Kemudian, Wafid kembali memanggil Paul. Wafid meminta Paul membantu PT Global Daya Manunggal (GDM) supaya bisa ikut serta sebagai subkontraktor dalam proyek Hambalang. Setelah Kemenpora menetapkan PT AK sebagai pemenang lelang jasa konstruksi proyek Hambalang, PT GDM menjadi subkontraktor.

Atas keterangan Paul, Anas merasa sedikit keberatan. Anas menganggap semua keterangan Paul tidak ada hubungan dengan dirinya. Terlebih lagi, keterangan Paul hanya berdasarkan cerita-cerita orang lain yang tidak berbasiskan fakta. Terkait dengan pemberian voucher Rp500 juta kepada Marzuki, Anas mengaku tidak tahu-menau.

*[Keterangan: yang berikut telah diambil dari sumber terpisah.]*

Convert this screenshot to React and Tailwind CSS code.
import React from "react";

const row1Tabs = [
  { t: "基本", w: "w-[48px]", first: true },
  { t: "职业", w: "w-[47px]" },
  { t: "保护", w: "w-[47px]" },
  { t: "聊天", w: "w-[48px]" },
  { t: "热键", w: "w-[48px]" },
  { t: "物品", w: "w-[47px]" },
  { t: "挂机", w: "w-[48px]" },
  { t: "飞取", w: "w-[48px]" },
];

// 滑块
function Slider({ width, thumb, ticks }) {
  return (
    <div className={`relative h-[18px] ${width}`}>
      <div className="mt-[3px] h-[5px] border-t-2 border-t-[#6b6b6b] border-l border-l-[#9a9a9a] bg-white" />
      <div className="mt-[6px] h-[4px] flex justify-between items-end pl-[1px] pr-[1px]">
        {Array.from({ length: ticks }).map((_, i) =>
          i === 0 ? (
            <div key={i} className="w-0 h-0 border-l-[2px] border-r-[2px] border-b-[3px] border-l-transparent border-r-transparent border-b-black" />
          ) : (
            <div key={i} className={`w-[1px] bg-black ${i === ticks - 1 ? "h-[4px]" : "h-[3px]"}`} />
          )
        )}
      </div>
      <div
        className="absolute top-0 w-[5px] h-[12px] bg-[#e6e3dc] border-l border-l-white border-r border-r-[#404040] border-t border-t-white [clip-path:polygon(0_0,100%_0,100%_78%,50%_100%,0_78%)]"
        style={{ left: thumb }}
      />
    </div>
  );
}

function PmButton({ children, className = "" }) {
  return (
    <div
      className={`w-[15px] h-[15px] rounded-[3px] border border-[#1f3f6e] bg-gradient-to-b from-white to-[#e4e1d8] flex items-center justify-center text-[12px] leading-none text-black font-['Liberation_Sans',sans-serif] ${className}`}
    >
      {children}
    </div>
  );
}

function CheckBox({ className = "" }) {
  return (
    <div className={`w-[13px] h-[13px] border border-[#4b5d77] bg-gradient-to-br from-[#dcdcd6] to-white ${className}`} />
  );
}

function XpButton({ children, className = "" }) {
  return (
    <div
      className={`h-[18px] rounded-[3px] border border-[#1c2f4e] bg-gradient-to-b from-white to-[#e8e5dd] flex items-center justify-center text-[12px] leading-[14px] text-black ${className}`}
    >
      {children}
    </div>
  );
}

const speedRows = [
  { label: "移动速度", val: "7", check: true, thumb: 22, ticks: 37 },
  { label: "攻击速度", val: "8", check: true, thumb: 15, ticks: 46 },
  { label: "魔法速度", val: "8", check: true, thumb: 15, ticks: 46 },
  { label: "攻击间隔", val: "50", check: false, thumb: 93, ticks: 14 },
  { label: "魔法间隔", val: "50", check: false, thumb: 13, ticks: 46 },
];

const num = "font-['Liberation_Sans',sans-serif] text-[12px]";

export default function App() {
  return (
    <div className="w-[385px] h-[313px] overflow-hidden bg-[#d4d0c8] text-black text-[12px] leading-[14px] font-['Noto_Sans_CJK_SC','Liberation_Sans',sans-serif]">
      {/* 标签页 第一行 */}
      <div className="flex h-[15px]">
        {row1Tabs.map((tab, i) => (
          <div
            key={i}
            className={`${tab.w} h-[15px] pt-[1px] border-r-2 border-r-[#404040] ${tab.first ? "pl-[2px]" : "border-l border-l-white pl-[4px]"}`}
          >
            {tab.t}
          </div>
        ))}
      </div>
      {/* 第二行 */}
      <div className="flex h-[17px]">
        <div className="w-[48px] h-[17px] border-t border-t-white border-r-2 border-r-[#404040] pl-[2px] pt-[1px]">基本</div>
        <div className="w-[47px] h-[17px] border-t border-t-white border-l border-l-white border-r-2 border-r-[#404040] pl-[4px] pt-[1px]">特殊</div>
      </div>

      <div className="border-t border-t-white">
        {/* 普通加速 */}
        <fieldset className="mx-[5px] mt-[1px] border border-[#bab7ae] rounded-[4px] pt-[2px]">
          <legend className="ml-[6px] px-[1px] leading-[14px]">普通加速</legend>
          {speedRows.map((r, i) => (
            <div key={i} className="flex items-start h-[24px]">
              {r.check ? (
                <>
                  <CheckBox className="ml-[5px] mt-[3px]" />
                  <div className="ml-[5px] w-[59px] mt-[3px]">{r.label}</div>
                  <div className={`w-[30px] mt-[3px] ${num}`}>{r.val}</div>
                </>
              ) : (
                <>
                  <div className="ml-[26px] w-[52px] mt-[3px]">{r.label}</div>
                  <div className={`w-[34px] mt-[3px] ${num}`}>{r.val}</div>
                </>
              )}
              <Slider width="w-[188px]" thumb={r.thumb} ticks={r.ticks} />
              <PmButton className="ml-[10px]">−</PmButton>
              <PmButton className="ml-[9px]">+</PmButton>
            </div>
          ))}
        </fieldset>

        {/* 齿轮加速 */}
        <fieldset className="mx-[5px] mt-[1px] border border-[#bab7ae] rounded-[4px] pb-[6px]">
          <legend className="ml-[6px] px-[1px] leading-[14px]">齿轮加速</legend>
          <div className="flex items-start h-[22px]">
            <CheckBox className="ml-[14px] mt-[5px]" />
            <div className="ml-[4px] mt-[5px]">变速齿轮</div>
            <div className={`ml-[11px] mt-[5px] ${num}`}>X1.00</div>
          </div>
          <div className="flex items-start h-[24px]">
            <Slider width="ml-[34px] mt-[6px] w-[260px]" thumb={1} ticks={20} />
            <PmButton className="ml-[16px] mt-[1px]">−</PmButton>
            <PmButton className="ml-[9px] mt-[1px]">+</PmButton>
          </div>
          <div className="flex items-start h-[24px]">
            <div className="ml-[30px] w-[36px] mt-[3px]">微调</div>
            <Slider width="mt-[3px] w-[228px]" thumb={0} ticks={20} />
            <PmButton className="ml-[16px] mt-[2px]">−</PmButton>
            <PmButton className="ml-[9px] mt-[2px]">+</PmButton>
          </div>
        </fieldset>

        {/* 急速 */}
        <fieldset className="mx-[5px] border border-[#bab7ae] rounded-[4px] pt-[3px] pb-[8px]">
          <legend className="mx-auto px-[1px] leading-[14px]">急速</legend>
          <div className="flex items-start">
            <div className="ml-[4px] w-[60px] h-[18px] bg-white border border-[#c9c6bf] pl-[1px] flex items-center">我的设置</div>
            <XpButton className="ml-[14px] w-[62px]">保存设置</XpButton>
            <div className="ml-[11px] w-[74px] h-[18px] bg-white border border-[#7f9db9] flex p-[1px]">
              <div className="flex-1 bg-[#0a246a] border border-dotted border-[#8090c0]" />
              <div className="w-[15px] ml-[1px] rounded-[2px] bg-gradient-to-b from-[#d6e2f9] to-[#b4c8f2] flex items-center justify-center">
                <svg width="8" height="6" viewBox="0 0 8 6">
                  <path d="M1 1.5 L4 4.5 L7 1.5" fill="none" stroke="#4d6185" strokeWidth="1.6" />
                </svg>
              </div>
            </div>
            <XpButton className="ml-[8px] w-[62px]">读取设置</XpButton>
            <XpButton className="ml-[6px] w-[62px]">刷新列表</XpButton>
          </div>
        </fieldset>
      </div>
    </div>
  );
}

Pada persidangan Anas sebelumnya, Teuku Bagus Mokhammad Noor menyatakan pernah memberikan bon dengan keterangan “grand design gedung DPR” kepada sejumlah anggota Badan Urusan Rumah Tangga (BURT) DPR. Teuku mengungkapkan, salah seorang yang menerima bon itu adalah Wakil Ketua BURT Pius Lustrilanang.

Teuku juga pernah dipanggil Marzuki yang merangkap sebagai Ketua BURT. Menurut Teuku, Marzuki meminta PT AK tidak “mengganggu” proyek grand design gedung DPR yang sudah menjadi milik PT Pembangunan Perumahan (PP). Teuku menduga Marzuki memiliki kedekatan dengan PT PP karena Marzuki pernah di PT PP.

Namun, Marzuki sendiri sebenarnya telah membantah menerima bon atau voucher sebesar Rp500 juta dari PT AK. Walau membantah menerima voucher, Marzuki mengaku pernah memanggil Teuku. Marzuki hanya ingin mengklarifikasi mengenai kebenaran isu bagi-bagi uang dalam proyek pembangunan gedung DPR.